Al ser una sociedad mucho más desigual que antes de la crisis, se ha conseguido el premio de ser una sociedad más injusta, mucho más injusta. La insignia de esta injusticia es la del trabajador pobre. Es decir: el trabajador que, a pesar de tener un empleo remunerado, ve que su salario no le da para vivir: el no llegar a final de mes —ni a medio mes— es una realidad en más de un millón de hogares. Para los que tenemos algún trienio, el estado actual de cosas nos recuerda la miseria también económica del franquismo, miseria de la que se salió gracias a un esfuerzo inconmensurable de los entonces solo súbditos. Uno de los mecanismos era el de "hacer horas", o sea, horas extras; otro, muy frecuente, era tener dos trabajos. Salimos de la miseria franquista porque, además de empeño personal agotador, se avistaba un futuro. Había una pizca de optimismo de un mañana mejor. Hoy hay esfuerzo, y tanto que hay, pero optimismo, poco. Hemos asumido como sociedad que no estaremos mejor mañana que anteayer. Melancolía, pues, sistémica: la propia del estado del malestar. De eso no he oído hablar en ningún sitio menos en una región: Catalunya. El independentismo es, en este contexto, una ideología de optimismo. Por eso se apuntan tantos.

Quizás por eso sí hemos oído hablar de Catalunya. Pero diciendo que lo que pasa en Catalunya es un problema de Catalunya. Que estamos —más bien están— ante un problema propio de Catalunya lo oímos como una palinodia que da sueño. Prácticamente nadie —hablo de los partidos estatales— han planteado dos elementos esenciales. El problema es español y el problema se tiene que resolver políticamente. En general, los partidos estatales obvian, intencionalmente o imprudentemente, que España tiene que encarar el mayor problema institucional de su historia moderna y que, dado que se trata de un problema institucional, solo tiene una respuesta política. Pues bien, salvo Unidas Podemos, no se reconoce el problema y la solución "a lo de Catalunya" es más represión, ya sea con un 155 inmediato y permanente o la vía judicial, que no cesa ni, por lo que se puede predecir, cesará.

No solo eso. El statu quo partidario se ve amenazado ahora por una extrema derecha, cada vez más abiertamente ultranacionalista reaccionaria, cuando no abiertamente fascista. Hablo de ese grupo que ejerce la acusación popular en el juicio del procés.

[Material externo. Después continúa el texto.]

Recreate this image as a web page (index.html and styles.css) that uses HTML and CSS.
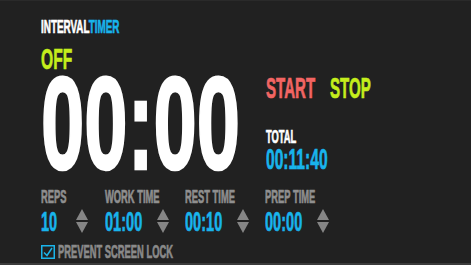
FILE: index.html
```html
<!DOCTYPE html>
<html lang="en">
<head>
  <meta charset="UTF-8">
  <title>Interval Timer</title>
  <link rel="stylesheet" href="styles.css">
</head>
<body>
  <div class="screen">
    <div class="brand"><span class="sq">INTERVAL<span class="blue">TIMER</span></span></div>

    <div class="main">
      <div class="clock-col">
        <div class="state"><span class="sq">OFF</span></div>
        <div class="clock"><span class="sq">00:00</span></div>
      </div>
      <div class="side">
        <div class="controls">
          <span class="sq start">START</span>
          <span class="sq stop">STOP</span>
        </div>
        <div class="total-label"><span class="sq">TOTAL</span></div>
        <div class="total"><span class="sq">00:11:40</span></div>
      </div>
    </div>

    <div class="settings">
      <div class="setting reps">
        <div class="label"><span class="sq">REPS</span></div>
        <div class="value-row">
          <span class="sq value">10</span>
          <svg class="arrows" viewBox="0 0 12 24"><polygon points="6,0 12,11 0,11"/><polygon points="0,13 12,13 6,24"/></svg>
        </div>
      </div>
      <div class="setting">
        <div class="label"><span class="sq">WORK TIME</span></div>
        <div class="value-row">
          <span class="sq value">01:00</span>
          <svg class="arrows" viewBox="0 0 12 24"><polygon points="6,0 12,11 0,11"/><polygon points="0,13 12,13 6,24"/></svg>
        </div>
      </div>
      <div class="setting">
        <div class="label"><span class="sq">REST TIME</span></div>
        <div class="value-row">
          <span class="sq value">00:10</span>
          <svg class="arrows" viewBox="0 0 12 24"><polygon points="6,0 12,11 0,11"/><polygon points="0,13 12,13 6,24"/></svg>
        </div>
      </div>
      <div class="setting">
        <div class="label"><span class="sq">PREP TIME</span></div>
        <div class="value-row">
          <span class="sq value">00:00</span>
          <svg class="arrows" viewBox="0 0 12 24"><polygon points="6,0 12,11 0,11"/><polygon points="0,13 12,13 6,24"/></svg>
        </div>
      </div>
    </div>

    <div class="lock">
      <svg class="check" viewBox="0 0 14 14"><rect x="0.75" y="0.75" width="12.5" height="12.5" fill="none" stroke="#1ab4ea" stroke-width="1.5"/><polyline points="3,7.5 6,10.5 11,3" fill="none" stroke="#1ab4ea" stroke-width="1.5"/></svg>
      <span class="lock-text"><span class="sq">PREVENT SCREEN LOCK</span></span>
    </div>
  </div>
</body>
</html>
```

FILE: styles.css
```css
body {
  margin: 0;
  background-color: #212121;
  font-family: "Liberation Sans", Arial, sans-serif;
  font-weight: bold;
  overflow: hidden;
}

.screen {
  height: 265px;
  box-sizing: border-box;
  padding: 16px 0 0 41px;
  border-top: 1px solid #2a2a2a;
  border-bottom: 2px solid #3b3b3b;
}

/* squeeze the text to look like a condensed display face */
.sq {
  display: inline-block;
  transform: scaleX(.52);
  transform-origin: 0 0;
  white-space: nowrap;
  -webkit-text-stroke: .7px currentColor;
}

.blue {
  color: #18b4ec;
}

.brand {
  font-size: 19px;
  line-height: 1;
  color: #fff;
}

.main {
  display: flex;
  margin-top: 8px;
}

.clock-col {
  width: 225px;
}

.state {
  font-size: 30px;
  line-height: 1;
  color: #c5ee1c;
}

.clock {
  font-size: 132px;
  line-height: 100px;
  height: 100px;
  color: #fff;
}

.clock .sq {
  transform: scaleX(.59);
  -webkit-text-stroke: 2.5px currentColor;
}

.side {
  padding-top: 30px;
}

.controls {
  display: flex;
  font-size: 29px;
  line-height: 1;
}

.start {
  width: 64px;
  color: #f26563;
}

.stop {
  color: #c5ee1c;
}

.total-label {
  font-size: 18px;
  line-height: 1;
  color: #fff;
  margin-top: 25px;
}

.total {
  font-size: 30px;
  line-height: 1;
  color: #18b4ec;
  margin-top: -2px;
}

.settings {
  display: grid;
  grid-template-columns: 64px 80px 80px 80px;
  margin-top: 14px;
}

.label {
  font-size: 18px;
  line-height: 1;
  color: #8f8f8f;
}

.value-row {
  display: flex;
  margin-top: 1.5px;
}

.value {
  width: 52px;
  font-size: 28px;
  line-height: 1;
  color: #18b4ec;
}

.reps .value {
  width: 35px;
}

.arrows {
  width: 12px;
  height: 24px;
  margin-top: 1.7px;
  fill: #858585;
}

.lock {
  display: flex;
  align-items: flex-start;
  margin-top: 7px;
}

.check {
  width: 14px;
  height: 14px;
  margin: 2.4px 3px 0 0;
}

.lock-text {
  font-size: 18px;
  line-height: 1;
  color: #8a8a8a;
}
```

¿Cuál es la causa del surgimiento de este movimiento? Los intelectuales orgánicos y los medios de comunicación en quiebra financiera crónica lo tienen claro: el independentismo. En palabras de Pablo Iglesias –que enseguida las dejó de lado-, el independentismo ha contribuido a despertar al fantasma del fascismo. Lo que es importante en la política de pueblo es tener a mano siempre a un chivo expiatorio. Exactamente como han hecho en Canadá, con Quebec, o en el Reino Unido con Escocia, ¿verdad? Esta gran explicación causal deja sin explicar casos como Francia, Holanda, Alemania, Italia y, también, por lo que se ve, las siempre secesionistas Suecia, Dinamarca o Finlandia. ¡Claro está! La ligereza o el apesebramiento es lo que tiene.

Tal como lo veo, el balance de la campaña no puede ser más decepcionante. Este balance da un resultado que vierte a la catástrofe: los problemas se esconden. Recuerdo una frase atribuida al dictador: el tiempo lo solucionará. Así siguen, adornados incluso con relucientes títulos académicos, los gurús de guardia.

Hasta aquí mi reflexión. Y a celebrar la liga.